A brief introduction to the play A Midsummer Night’s Dream:
A Midsummer Night’s Dream is an unusual play in that it has three quite distinct groups of characters whose activities form their own plots. The play’s tangled structure creates the atmosphere of a dream where we are sometimes a little confused as to which way the plot is going!
The play opens in Ancient Athens with the first group of characters: members of the Athenian Court. The Duke of Athens, Theseus, is preparing for his wedding to Hippolyta, Queen of the Amazons. Egeus, a wealthy courtier wants his daughter Hermia to marry Demetrius but is angry that she is in love with Lysander. Hermia and Lysander decide to elope. Meanwhile, Hermia’s friend Helena is herself in love with Demetrius and she tells Demetrius of the planned elopement. All four young Athenians journey into the forest.
Meanwhile the second group of characters, The Workmen, meet in the forest to rehearse a play they are performing as part of the wedding celebrations of Theseus and Hippolyta.

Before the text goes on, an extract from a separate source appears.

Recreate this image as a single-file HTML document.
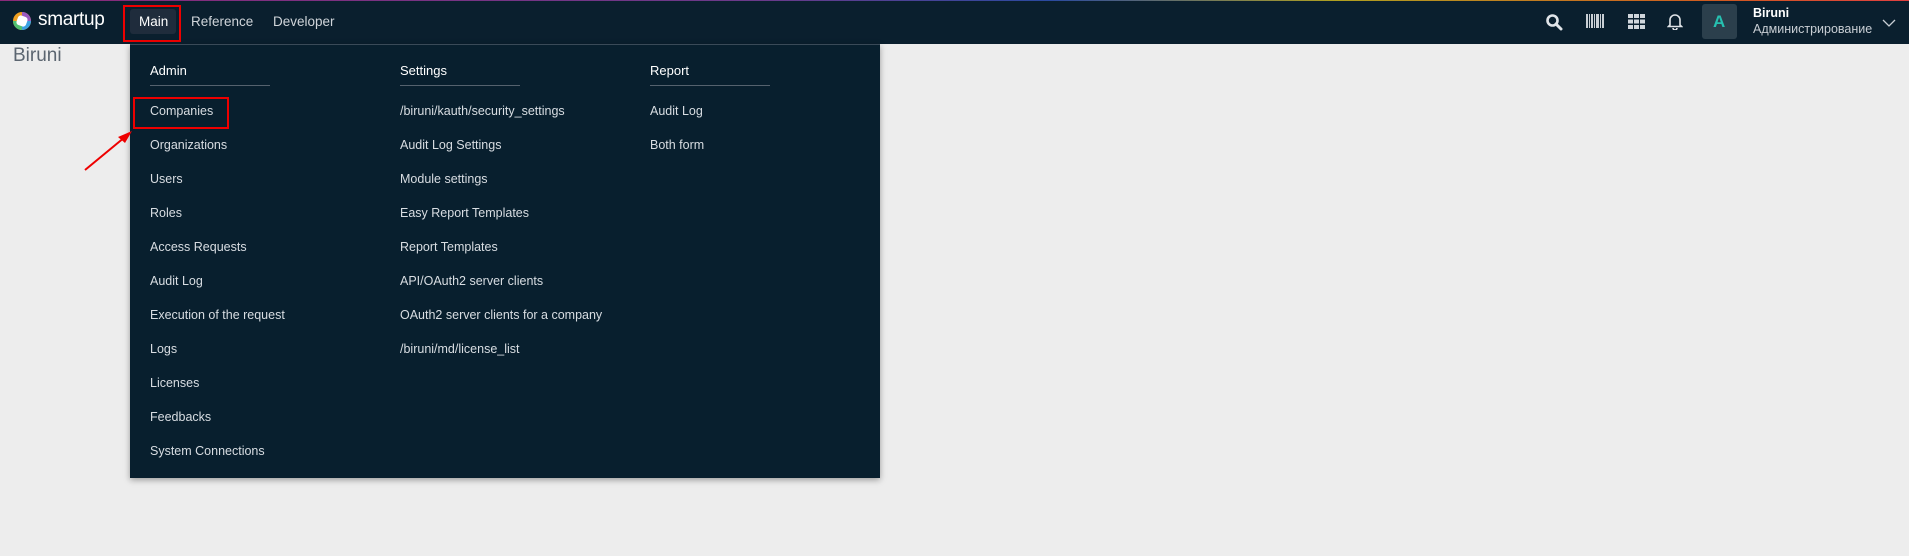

After this we meet a third group of characters: The Fairies. The King and Queen of the fairies, Oberon and Titania are arguing. Oberon wants to play a trick on Titania and arranges for his servant Puck to source a magic potion so he can enchant Titania with it while she sleeps. The enchantment means she will fall in love with the first thing she sees when she wakes. Having also witnessed Demetrius being unkind to Helena, rejecting her profession of love – Theseus orders Puck to enchant him with the same potion.
Puck mistakenly puts love potion in the eyes of Lysander instead of Demetrius however, and when Helena finds him in the forest, Lysander wakes and falls in love with her, much to her confusion.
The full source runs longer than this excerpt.